And the cycle goes on, getting worse as it goes.
We were created to crave the company of others. Babies can not physically thrive without positive social interaction. As adults, our problems are more difficult to face and our blessings are less meaningful without the support of loved ones.
Unfortunately, one of the first things that happens when a person becomes depressed is that they begin to pull away from their social network. They begin turning down invitations to social events, stop initiating time with others, and even stop communicating by phone. The depressed person feels like this is what helps them cope, it almost feels like a security blanket, a hiding away from the world and all of its trouble.
But isolation is anything but healthy, especially for a person who is depressed.
Isolation, or lack of social support, is a huge risk factor for depression. “People who lack a supportive social network face an increased risk of becoming depressed, and of remaining depressed once an episode strikes.” (The Depression Cure, Stephen Ilardi).
If you are depressed and you feel yourself pulling away from friends and family, you need to know that this will only hurt you. Remind yourself that your intense desire to curl up on the couch by yourself is your depression talking, and it’s not what you really need. This is one of those time that you must do hard things if you want to get well.
In my article last week I encouraged you to insist on solitude. You may be thinking that I’m contradicting myself now, by telling you to get out with friends. It is important that you know the difference between solitude and isolation, at least in the context of this series. Solitude is a time of pulling away from the noise of the world to be refreshed and rejuvenated. Solitude is healthy and necessary. Isolation, on the other hand, is not healthy. It doesn’t involve rejuvenating activities like time in prayer or journaling. Isolation usually gives way to rumination (obsessing over the negative things) and other unhealthy activities.
If you’re not depressed but you have been before, be proactive; build that social network now. Find the people and the activities that will serve as insurance against isolation should depression ever knock on your door again.
If you are battling depression right now, here are some tips to help you get up off the couch and back into healthy social interactions
If you’ve really pulled away and the thought of being with people is overwhelming, start with an activity that will require very little involvement on your part, like going to eat at a restaurant. Just the minimal conversation you’ll have with your server and seeing the other people in the restaurant can help you to feel like the world is still turning and people are still going about their daily lives. Just don’t get stuck here. Make it a goal to embrace more meaningful social interaction. I know it’s hard, but it’s part of the healing, you need to be socially involved.
Ask your friends to help you:
If engaging in social activity is difficult for you then initiating it will be even more difficult. It may feel impossible. Tell a friend what you’re dealing with; the depression itself and how difficult it is for you to be socially active.
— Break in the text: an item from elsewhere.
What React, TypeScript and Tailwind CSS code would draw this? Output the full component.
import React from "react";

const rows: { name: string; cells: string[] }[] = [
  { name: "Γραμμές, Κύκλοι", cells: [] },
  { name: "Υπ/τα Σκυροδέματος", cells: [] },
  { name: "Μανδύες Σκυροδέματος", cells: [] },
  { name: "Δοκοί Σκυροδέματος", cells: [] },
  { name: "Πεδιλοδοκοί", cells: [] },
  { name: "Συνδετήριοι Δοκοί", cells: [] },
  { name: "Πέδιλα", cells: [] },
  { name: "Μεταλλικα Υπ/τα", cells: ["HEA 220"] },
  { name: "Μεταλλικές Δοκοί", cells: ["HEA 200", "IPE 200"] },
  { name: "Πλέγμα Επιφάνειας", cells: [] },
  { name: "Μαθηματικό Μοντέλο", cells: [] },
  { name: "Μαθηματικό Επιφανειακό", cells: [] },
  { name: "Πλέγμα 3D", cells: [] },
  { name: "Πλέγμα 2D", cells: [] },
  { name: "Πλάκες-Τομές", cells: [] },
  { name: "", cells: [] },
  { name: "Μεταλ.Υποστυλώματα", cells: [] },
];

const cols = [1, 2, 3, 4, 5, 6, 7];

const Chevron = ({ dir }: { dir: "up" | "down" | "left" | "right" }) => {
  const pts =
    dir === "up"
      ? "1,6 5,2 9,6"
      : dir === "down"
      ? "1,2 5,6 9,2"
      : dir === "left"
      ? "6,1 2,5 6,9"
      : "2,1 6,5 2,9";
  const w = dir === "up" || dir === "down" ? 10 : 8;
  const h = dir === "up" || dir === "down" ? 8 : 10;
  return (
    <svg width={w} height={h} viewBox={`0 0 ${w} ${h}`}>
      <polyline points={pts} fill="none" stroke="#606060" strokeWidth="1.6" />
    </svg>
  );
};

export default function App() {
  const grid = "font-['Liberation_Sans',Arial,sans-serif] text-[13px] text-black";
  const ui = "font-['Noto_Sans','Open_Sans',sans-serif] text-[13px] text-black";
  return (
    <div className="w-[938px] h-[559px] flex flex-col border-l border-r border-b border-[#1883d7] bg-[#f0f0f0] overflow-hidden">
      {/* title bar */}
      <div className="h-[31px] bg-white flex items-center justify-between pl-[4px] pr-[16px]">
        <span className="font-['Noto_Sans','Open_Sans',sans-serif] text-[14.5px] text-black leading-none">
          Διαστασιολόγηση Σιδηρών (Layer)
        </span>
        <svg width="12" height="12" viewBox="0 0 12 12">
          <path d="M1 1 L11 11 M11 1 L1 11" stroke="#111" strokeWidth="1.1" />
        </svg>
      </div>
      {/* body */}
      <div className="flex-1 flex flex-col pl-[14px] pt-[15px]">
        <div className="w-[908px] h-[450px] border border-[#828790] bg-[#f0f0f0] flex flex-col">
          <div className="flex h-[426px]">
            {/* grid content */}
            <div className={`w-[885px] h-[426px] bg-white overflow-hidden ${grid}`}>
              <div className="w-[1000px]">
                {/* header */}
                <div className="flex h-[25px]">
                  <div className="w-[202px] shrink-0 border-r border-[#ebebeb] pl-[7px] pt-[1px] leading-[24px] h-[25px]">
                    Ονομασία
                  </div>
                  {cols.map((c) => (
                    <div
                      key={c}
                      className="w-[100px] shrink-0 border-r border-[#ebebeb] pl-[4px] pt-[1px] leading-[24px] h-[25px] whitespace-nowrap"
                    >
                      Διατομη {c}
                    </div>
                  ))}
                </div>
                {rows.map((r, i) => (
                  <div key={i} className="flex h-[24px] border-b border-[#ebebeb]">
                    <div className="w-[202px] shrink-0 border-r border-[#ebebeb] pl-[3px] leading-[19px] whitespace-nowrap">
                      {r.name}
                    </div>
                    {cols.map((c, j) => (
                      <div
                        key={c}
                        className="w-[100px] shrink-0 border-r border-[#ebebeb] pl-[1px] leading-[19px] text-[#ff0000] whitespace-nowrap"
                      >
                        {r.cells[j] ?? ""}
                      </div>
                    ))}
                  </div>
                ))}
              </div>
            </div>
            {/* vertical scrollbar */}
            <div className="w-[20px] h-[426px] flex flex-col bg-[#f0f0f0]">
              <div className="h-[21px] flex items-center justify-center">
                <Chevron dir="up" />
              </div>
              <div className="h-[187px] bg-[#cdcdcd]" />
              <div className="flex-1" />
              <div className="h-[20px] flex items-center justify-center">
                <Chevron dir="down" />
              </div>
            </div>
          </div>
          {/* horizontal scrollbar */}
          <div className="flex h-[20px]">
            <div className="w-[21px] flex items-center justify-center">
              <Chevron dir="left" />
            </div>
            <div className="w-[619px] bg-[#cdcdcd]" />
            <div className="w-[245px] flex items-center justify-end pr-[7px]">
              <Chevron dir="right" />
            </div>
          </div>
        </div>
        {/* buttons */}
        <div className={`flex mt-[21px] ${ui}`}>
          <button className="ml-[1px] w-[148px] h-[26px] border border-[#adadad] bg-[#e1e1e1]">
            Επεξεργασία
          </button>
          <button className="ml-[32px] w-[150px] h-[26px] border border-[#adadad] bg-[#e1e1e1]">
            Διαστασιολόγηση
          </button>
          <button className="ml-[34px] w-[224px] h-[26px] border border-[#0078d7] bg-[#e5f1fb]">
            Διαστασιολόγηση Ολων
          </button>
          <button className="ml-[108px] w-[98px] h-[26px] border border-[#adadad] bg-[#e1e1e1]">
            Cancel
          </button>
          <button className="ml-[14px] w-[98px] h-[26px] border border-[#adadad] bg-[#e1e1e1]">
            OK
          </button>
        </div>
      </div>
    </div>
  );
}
Tell her that you’re not avoiding her because of anything she has done or because it’s what you really want. Ask her to check up on you and give her permission to be persistent with invitations to lunch, or coffee, or whatever.
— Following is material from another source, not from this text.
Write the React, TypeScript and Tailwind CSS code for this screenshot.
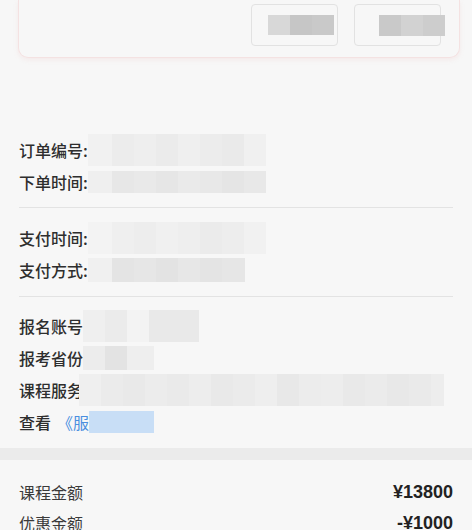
import React from "react";

type Cell = string;

function Cells({ cells, h }: { cells: Cell[]; h: string }) {
  return (
    <div className={`flex ${h}`}>
      {cells.map((c, i) => (
        <div key={i} className={`h-full ${c}`} />
      ))}
    </div>
  );
}

const row1: Cell[] = [
  "w-[24px] bg-[#f1f1f1]",
  "w-[22px] bg-[#ececec]",
  "w-[22px] bg-[#eeeeee]",
  "w-[22px] bg-[#ebebeb]",
  "w-[22px] bg-[#efefef]",
  "w-[22px] bg-[#ececec]",
  "w-[22px] bg-[#eaeaea]",
  "w-[22px] bg-[#f0f0f0]",
];
const row2: Cell[] = [
  "w-[24px] bg-[#efefef]",
  "w-[22px] bg-[#e7e7e7]",
  "w-[22px] bg-[#e9e9e9]",
  "w-[22px] bg-[#e6e6e6]",
  "w-[22px] bg-[#eaeaea]",
  "w-[22px] bg-[#e8e8e8]",
  "w-[22px] bg-[#e5e5e5]",
  "w-[22px] bg-[#e8e8e8]",
];
const row3: Cell[] = [
  "w-[24px] bg-[#f3f3f3]",
  "w-[22px] bg-[#efefef]",
  "w-[22px] bg-[#ededed]",
  "w-[22px] bg-[#f0f0f0]",
  "w-[22px] bg-[#eeeeee]",
  "w-[22px] bg-[#ebebeb]",
  "w-[22px] bg-[#ededed]",
  "w-[22px] bg-[#f1f1f1]",
];
const row4: Cell[] = [
  "w-[24px] bg-[#f0f0f0]",
  "w-[22px] bg-[#e4e4e4]",
  "w-[22px] bg-[#e6e6e6]",
  "w-[22px] bg-[#e3e3e3]",
  "w-[22px] bg-[#e7e7e7]",
  "w-[22px] bg-[#e4e4e4]",
  "w-[23px] bg-[#e6e6e6]",
];
const row5: Cell[] = [
  "w-[22px] bg-[#efefef]",
  "w-[22px] bg-[#ebebeb]",
  "w-[22px] bg-[#f3f3f3]",
  "w-[50px] bg-[#e9e9e9]",
];
const row6: Cell[] = [
  "w-[22px] bg-[#ececec]",
  "w-[22px] bg-[#e3e3e3]",
  "w-[27px] bg-[#eeeeee]",
];
const row7: Cell[] = [
  "w-[22px] bg-[#efefef]",
  "w-[22px] bg-[#ebebeb]",
  "w-[22px] bg-[#e9e9e9]",
  "w-[22px] bg-[#ececec]",
  "w-[22px] bg-[#eaeaea]",
  "w-[22px] bg-[#ededed]",
  "w-[22px] bg-[#e9e9e9]",
  "w-[22px] bg-[#ebebeb]",
  "w-[22px] bg-[#eeeeee]",
  "w-[22px] bg-[#e8e8e8]",
  "w-[22px] bg-[#ececec]",
  "w-[22px] bg-[#ededed]",
  "w-[22px] bg-[#e9e9e9]",
  "w-[22px] bg-[#ebebeb]",
  "w-[22px] bg-[#e8e8e8]",
  "w-[22px] bg-[#eaeaea]",
  "w-[13px] bg-[#ededed]",
];

function Row({ children }: { children: React.ReactNode }) {
  return <div className="flex h-[32px] items-center">{children}</div>;
}

export default function App() {
  return (
    <div
      className="min-h-[530px] w-[472px] overflow-hidden bg-[#f7f7f7] text-[#2e2e2e]"
      style={{ fontFamily: '"Noto Sans CJK SC", "Noto Sans", sans-serif' }}
    >
      {/* top card */}
      <div className="ml-[18px] mr-[12px] flex h-[58px] justify-end gap-[16px] rounded-b-[10px] border border-t-0 border-[#f4e2e2] pr-[18px] pt-[4px] shadow-[0_2px_4px_rgba(240,200,200,0.25)]">
        <div className="flex h-[42px] w-[87px] items-center justify-end rounded-[4px] border border-[#e2e2e2] pr-[3px]">
          <Cells h="h-[20px]" cells={["w-[22px] bg-[#d8d8d8]", "w-[22px] bg-[#c6c6c6]", "w-[22px] bg-[#c9c9c9]"]} />
        </div>
        <div className="flex h-[42px] w-[87px] items-center rounded-[4px] border border-[#e2e2e2] pl-[24px]">
          <Cells h="h-[21px]" cells={["w-[22px] bg-[#c9c9c9]", "w-[22px] bg-[#d2d2d2]", "w-[22px] bg-[#cdcdcd]"]} />
        </div>
      </div>

      {/* section 1 */}
      <div className="px-[19px] pt-[76px] text-[16px] leading-none">
        <Row>
          <span className="font-medium">订单编号:</span>
          <Cells h="h-[32px]" cells={row1} />
        </Row>
        <Row>
          <span className="font-medium">下单时间:</span>
          <Cells h="h-[22px]" cells={row2} />
        </Row>
        <div className="mt-[9px] h-px bg-[#e3e3e3]" />
        <div className="h-[14px]" />
        <Row>
          <span className="font-medium">支付时间:</span>
          <Cells h="h-[32px]" cells={row3} />
        </Row>
        <Row>
          <span className="font-medium">支付方式:</span>
          <Cells h="h-[24px]" cells={row4} />
        </Row>
        <div className="mt-[10px] h-px bg-[#e3e3e3]" />
        <div className="h-[13px]" />
        <Row>
          <span className="font-medium">报名账号</span>
          <Cells h="h-[32px]" cells={row5} />
        </Row>
        <Row>
          <span className="font-medium">报考省份</span>
          <Cells h="h-[24px]" cells={row6} />
        </Row>
        <Row>
          <span className="font-medium">课程服务</span>
          <div className="-ml-[4px]">
            <Cells h="h-[32px]" cells={row7} />
          </div>
        </Row>
        <Row>
          <span className="font-medium">查看</span>
          <span className="ml-[6px] text-[#4a8fe0]">《服</span>
          <div className="h-[22px] w-[65px] bg-[#c8def6]" />
        </Row>
      </div>

      {/* band */}
      <div className="mt-[10px] h-[12px] bg-[#ebebeb]" />

      {/* amounts */}
      <div className="px-[19px] pt-[16px] text-[16px] leading-none">
        <div className="flex h-[32px] items-center justify-between">
          <span className="text-[#3a3a3a]">课程金额</span>
          <span className="text-[18px] font-bold text-[#222]" style={{ fontFamily: '"Liberation Sans", sans-serif' }}>
            ¥13800
          </span>
        </div>
        <div className="flex h-[30px] items-center justify-between">
          <span className="text-[#3a3a3a]">优惠金额</span>
          <span className="text-[18px] font-bold text-[#222]" style={{ fontFamily: '"Liberation Sans", sans-serif' }}>
            -¥1000
          </span>
        </div>
      </div>
    </div>
  );
}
Use the time with friends to take a break from your troubles:
This is not to say that you can’t ever talk about your situation. Of course you need friends in whom you can confide and who will listen to and pray for you. But sometimes you just need to be with people and focus on the good things in life. Even if you don’t feel it at first, if you commit to vocalizing positive things, you will find yourself focusing on positive things. Your social interactions will be more rewarding and you’ll find it easier to seek out a social interaction in the future.
Avoid toxic relationships:
Ok, I’m giving you permission to avoid one type of social interaction. You need social support, not social sabotage. To the extent possible, try to avoid social situations and individuals that will emphasize your negative feelings or make it more difficult for you to focus on healing. Toxic relationships can include people who are constantly saying things that make you feel unworthy or defensive. People who insist on complaining, even if not about you, are also toxic to a depressed person. Find positive people.
Depression will try to pull you away from the very thing that can lift you out of the darkness. Don’t give in. Insist on time with friends.
- Go to church and talk to at least three people (More than “fine thanks, how are you?”)
- Call one friend and arrange a lunch or coffee date
- Cut ties with any social interactions that feed your depression
As for me, I took my own advice and had lunch with a friend followed by watching the kids feed the ducks. (That’s them in the picture.)